A brief summary of the paper is given below.

Existing coverage-based fuzzers usually use the individual control-flow graph (CFG) edge coverage to guide the fuzzing process, which has shown great potential in finding vulnerabilities. However, CFG edge coverage is not effective in discovering vulnerabilities such as use-after-free (UaF). This is because, to trigger UaF vulnerabilities, one needs not only to cover individual edges, but also to traverse some long sequence of edges in a particular order, which is challenging for existing fuzzers. To this end, we first propose to model UaF vulnerabilities as typestate properties, then develop a typestate-guided fuzzer, named UAFL, for discovering vulnerabilities violating typestate properties. Given a typestate property, we first perform a static typestate analysis to find operation sequences potentially violating the property. Then, the fuzzing process is guided by the operation sequences in order to progressively generate test cases triggering property violations.

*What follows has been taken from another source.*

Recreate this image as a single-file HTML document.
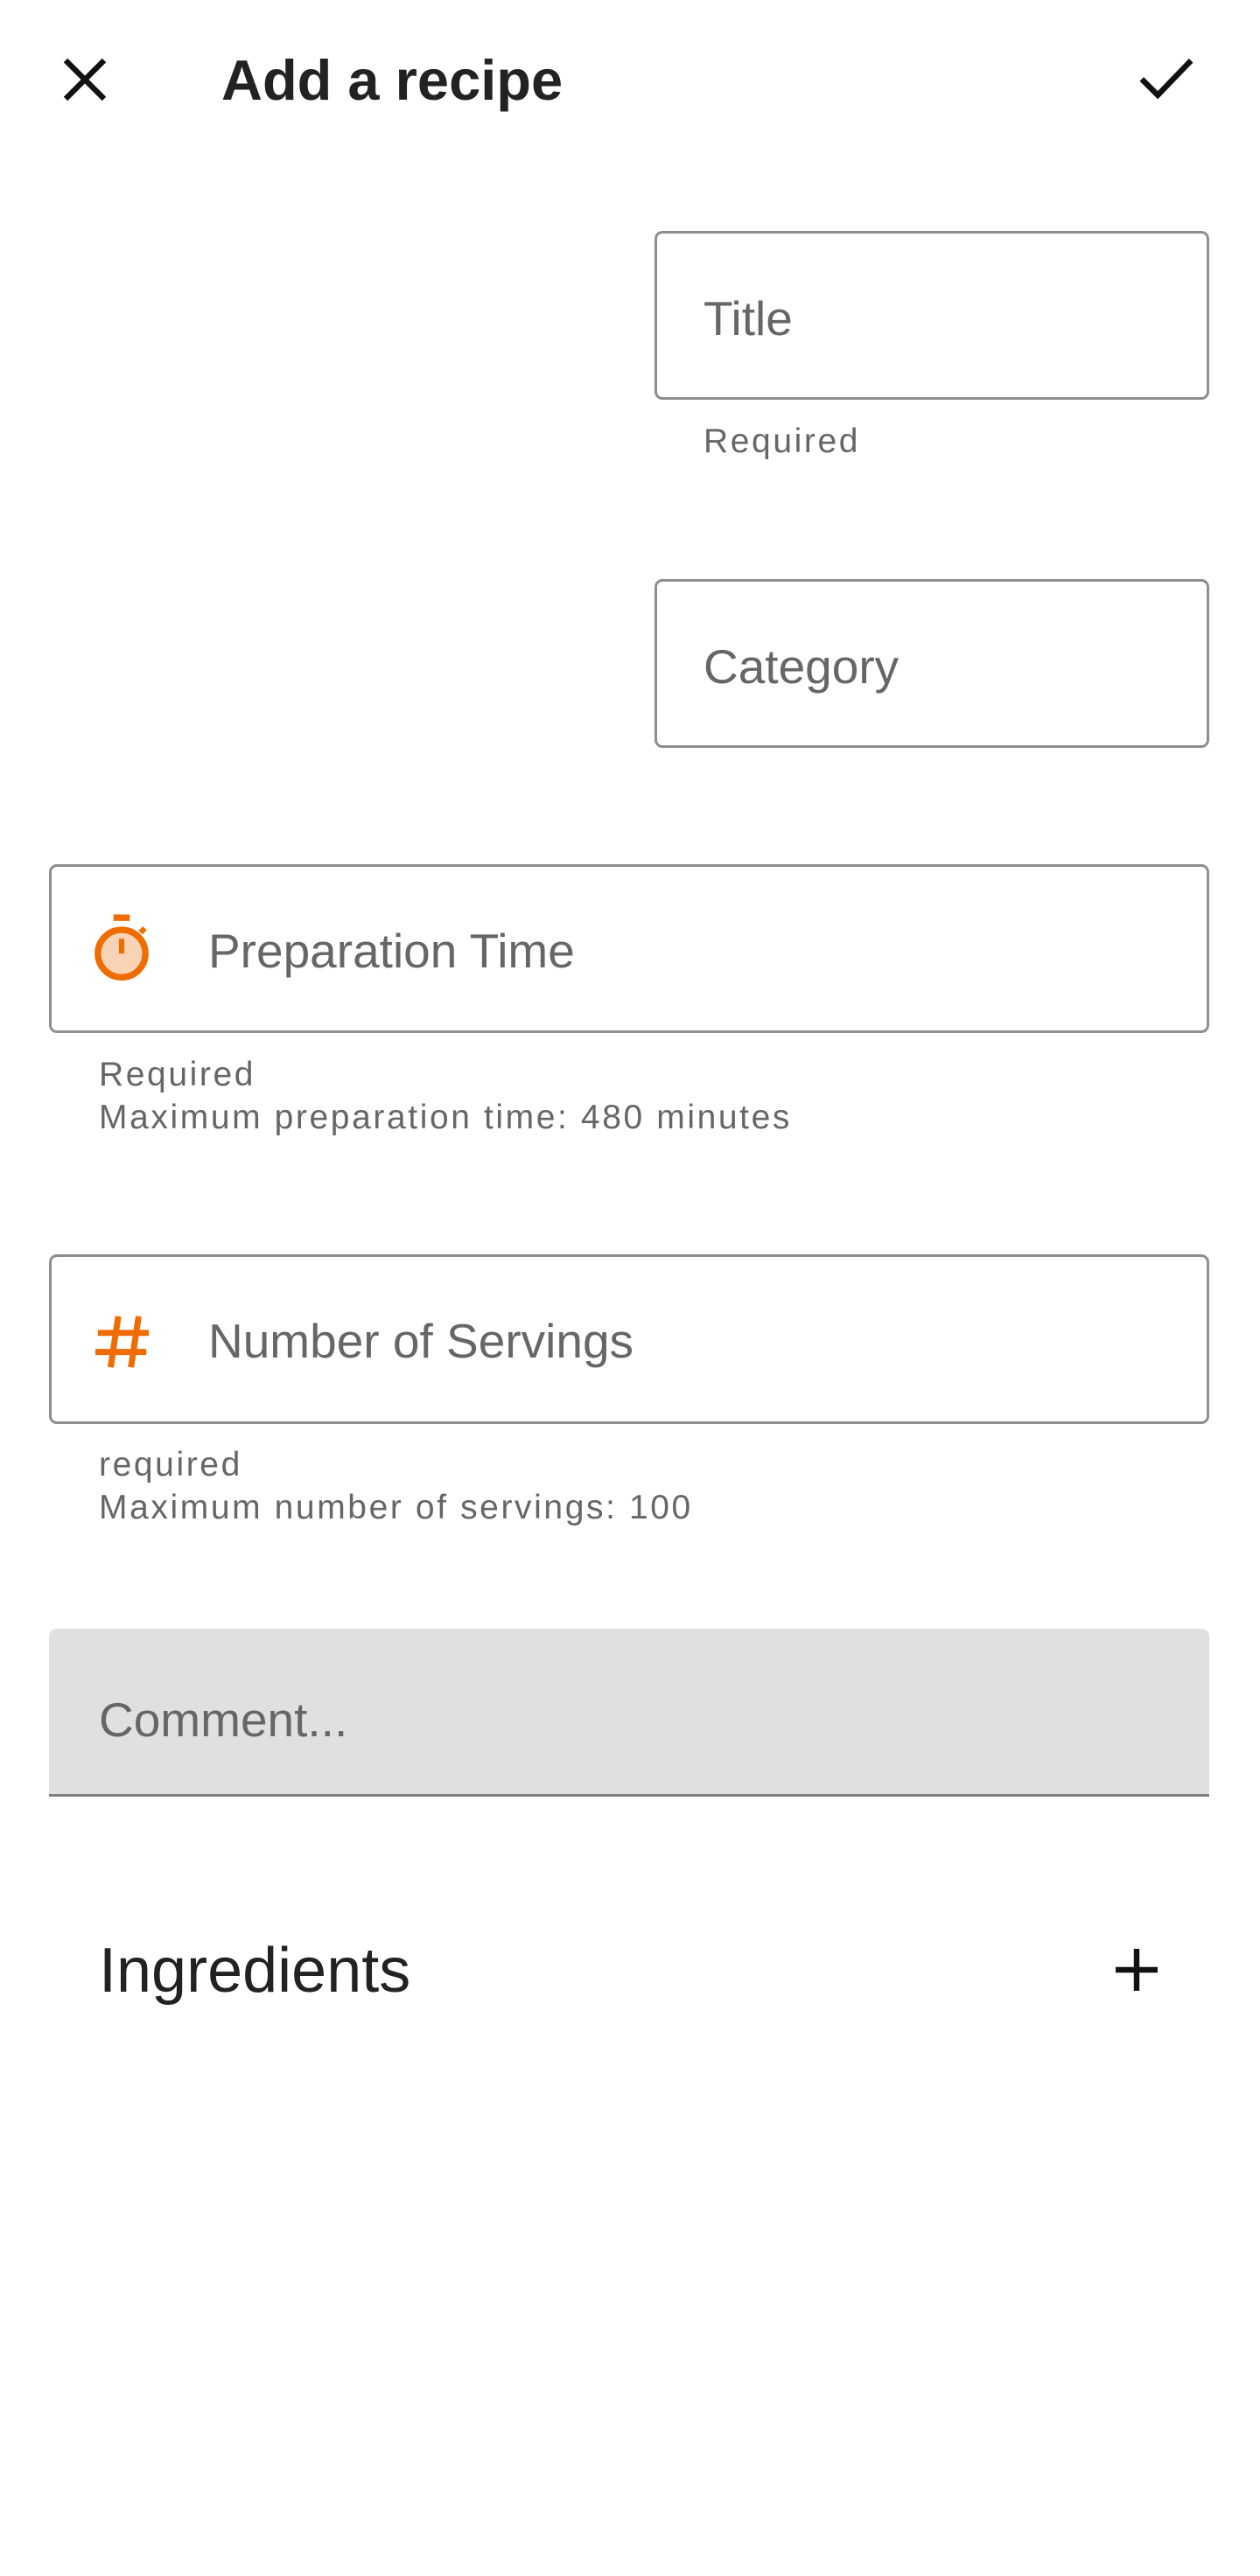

In addition, we also adopt the information flow analysis to improve the efficiency of the fuzzing process. We performed a thorough evaluation of UAFL on 14 widely-used real-world programs. The experiment results show that UAFL substantially outperforms the state-of-the-art fuzzers, including AFL, AFLFast, FairFuzz, MOpt, Angora and QSYM, in terms of the time taken to discover vulnerabilities. We discovered10 previously unknown vulnerabilities, and received 5 new CVEs.

Detailed experimental results are available at: https://sites.google.com/view/uafl/.

References

  1. Wang, H., Xie, X., Li, Y., Wen, C., Li, Y., Liu, Y., Qin, S., Chen, H., & Sui, Y. (2020). Typestate-Guided Fuzzer for Discovering Use-after-Free Vulnerabilities. Proceedings of the 42nd International Conference on Software Engineering (ICSE), 999–1010.